## start DATA EXCERPT

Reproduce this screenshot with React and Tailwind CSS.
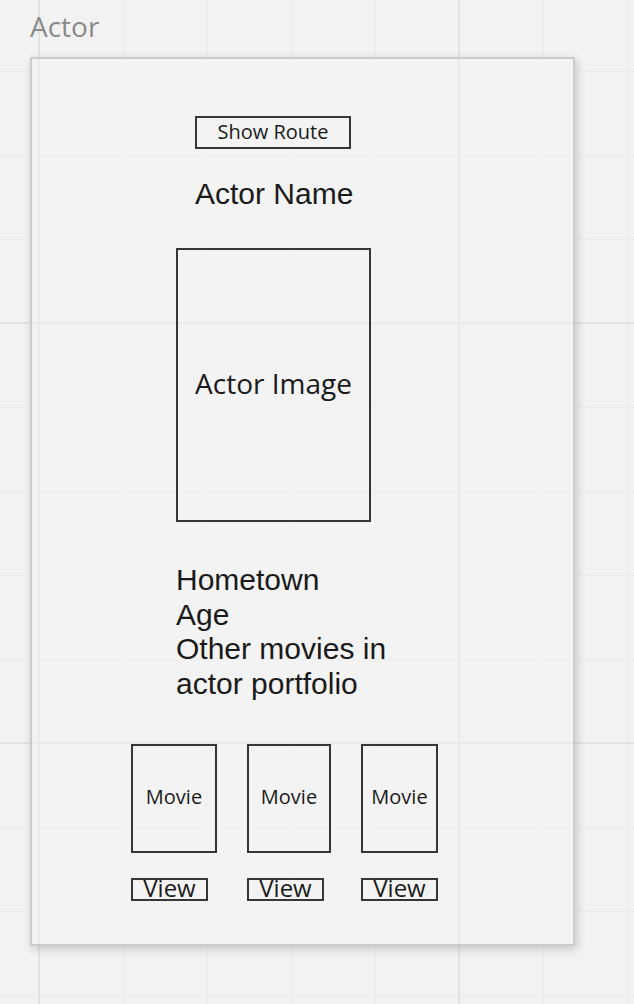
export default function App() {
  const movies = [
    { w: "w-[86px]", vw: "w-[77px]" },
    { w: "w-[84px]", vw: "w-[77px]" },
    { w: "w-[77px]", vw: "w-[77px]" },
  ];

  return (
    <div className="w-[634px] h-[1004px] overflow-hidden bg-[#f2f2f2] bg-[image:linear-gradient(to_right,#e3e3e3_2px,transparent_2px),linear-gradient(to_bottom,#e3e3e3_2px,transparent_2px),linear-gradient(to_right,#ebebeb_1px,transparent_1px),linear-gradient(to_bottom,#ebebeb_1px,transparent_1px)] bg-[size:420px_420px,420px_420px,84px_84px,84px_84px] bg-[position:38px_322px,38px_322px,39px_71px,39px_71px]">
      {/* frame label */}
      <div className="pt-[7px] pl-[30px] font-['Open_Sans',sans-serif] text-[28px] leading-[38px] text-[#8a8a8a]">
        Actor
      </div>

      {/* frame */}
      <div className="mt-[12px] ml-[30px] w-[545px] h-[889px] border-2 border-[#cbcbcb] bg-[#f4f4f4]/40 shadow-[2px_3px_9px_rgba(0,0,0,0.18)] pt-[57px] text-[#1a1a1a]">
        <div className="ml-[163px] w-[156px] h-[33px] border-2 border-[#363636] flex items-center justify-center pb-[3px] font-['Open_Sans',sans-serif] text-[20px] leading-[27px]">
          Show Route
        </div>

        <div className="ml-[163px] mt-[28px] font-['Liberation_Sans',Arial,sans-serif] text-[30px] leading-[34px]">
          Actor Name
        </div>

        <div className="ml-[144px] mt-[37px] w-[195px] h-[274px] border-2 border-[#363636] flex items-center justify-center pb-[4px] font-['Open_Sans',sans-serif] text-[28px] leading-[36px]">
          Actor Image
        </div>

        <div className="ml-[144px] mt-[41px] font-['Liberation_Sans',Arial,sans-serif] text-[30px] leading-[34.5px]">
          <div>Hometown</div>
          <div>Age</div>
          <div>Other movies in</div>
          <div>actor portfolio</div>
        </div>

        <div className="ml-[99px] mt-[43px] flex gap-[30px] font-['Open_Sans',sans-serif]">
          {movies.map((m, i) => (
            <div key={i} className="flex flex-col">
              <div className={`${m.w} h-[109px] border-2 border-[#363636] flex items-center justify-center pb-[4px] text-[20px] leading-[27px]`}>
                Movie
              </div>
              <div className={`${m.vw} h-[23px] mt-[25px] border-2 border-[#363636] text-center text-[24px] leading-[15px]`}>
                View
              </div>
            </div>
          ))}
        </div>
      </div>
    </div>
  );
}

## end DATA EXCERPT

▸ GIVEN EXERCISE
Every line is to be duplicated exactly, though pictures stay out.

▸ COMPLETE ANSWER
Reproduce this screenshot with React and Tailwind CSS.
export default function App() {
  const movies = [
    { w: "w-[86px]", vw: "w-[77px]" },
    { w: "w-[84px]", vw: "w-[77px]" },
    { w: "w-[77px]", vw: "w-[77px]" },
  ];

  return (
    <div className="w-[634px] h-[1004px] overflow-hidden bg-[#f2f2f2] bg-[image:linear-gradient(to_right,#e3e3e3_2px,transparent_2px),linear-gradient(to_bottom,#e3e3e3_2px,transparent_2px),linear-gradient(to_right,#ebebeb_1px,transparent_1px),linear-gradient(to_bottom,#ebebeb_1px,transparent_1px)] bg-[size:420px_420px,420px_420px,84px_84px,84px_84px] bg-[position:38px_322px,38px_322px,39px_71px,39px_71px]">
      {/* frame label */}
      <div className="pt-[7px] pl-[30px] font-['Open_Sans',sans-serif] text-[28px] leading-[38px] text-[#8a8a8a]">
        Actor
      </div>

      {/* frame */}
      <div className="mt-[12px] ml-[30px] w-[545px] h-[889px] border-2 border-[#cbcbcb] bg-[#f4f4f4]/40 shadow-[2px_3px_9px_rgba(0,0,0,0.18)] pt-[57px] text-[#1a1a1a]">
        <div className="ml-[163px] w-[156px] h-[33px] border-2 border-[#363636] flex items-center justify-center pb-[3px] font-['Open_Sans',sans-serif] text-[20px] leading-[27px]">
          Show Route
        </div>

        <div className="ml-[163px] mt-[28px] font-['Liberation_Sans',Arial,sans-serif] text-[30px] leading-[34px]">
          Actor Name
        </div>

        <div className="ml-[144px] mt-[37px] w-[195px] h-[274px] border-2 border-[#363636] flex items-center justify-center pb-[4px] font-['Open_Sans',sans-serif] text-[28px] leading-[36px]">
          Actor Image
        </div>

        <div className="ml-[144px] mt-[41px] font-['Liberation_Sans',Arial,sans-serif] text-[30px] leading-[34.5px]">
          <div>Hometown</div>
          <div>Age</div>
          <div>Other movies in</div>
          <div>actor portfolio</div>
        </div>

        <div className="ml-[99px] mt-[43px] flex gap-[30px] font-['Open_Sans',sans-serif]">
          {movies.map((m, i) => (
            <div key={i} className="flex flex-col">
              <div className={`${m.w} h-[109px] border-2 border-[#363636] flex items-center justify-center pb-[4px] text-[20px] leading-[27px]`}>
                Movie
              </div>
              <div className={`${m.vw} h-[23px] mt-[25px] border-2 border-[#363636] text-center text-[24px] leading-[15px]`}>
                View
              </div>
            </div>
          ))}
        </div>
      </div>
    </div>
  );
}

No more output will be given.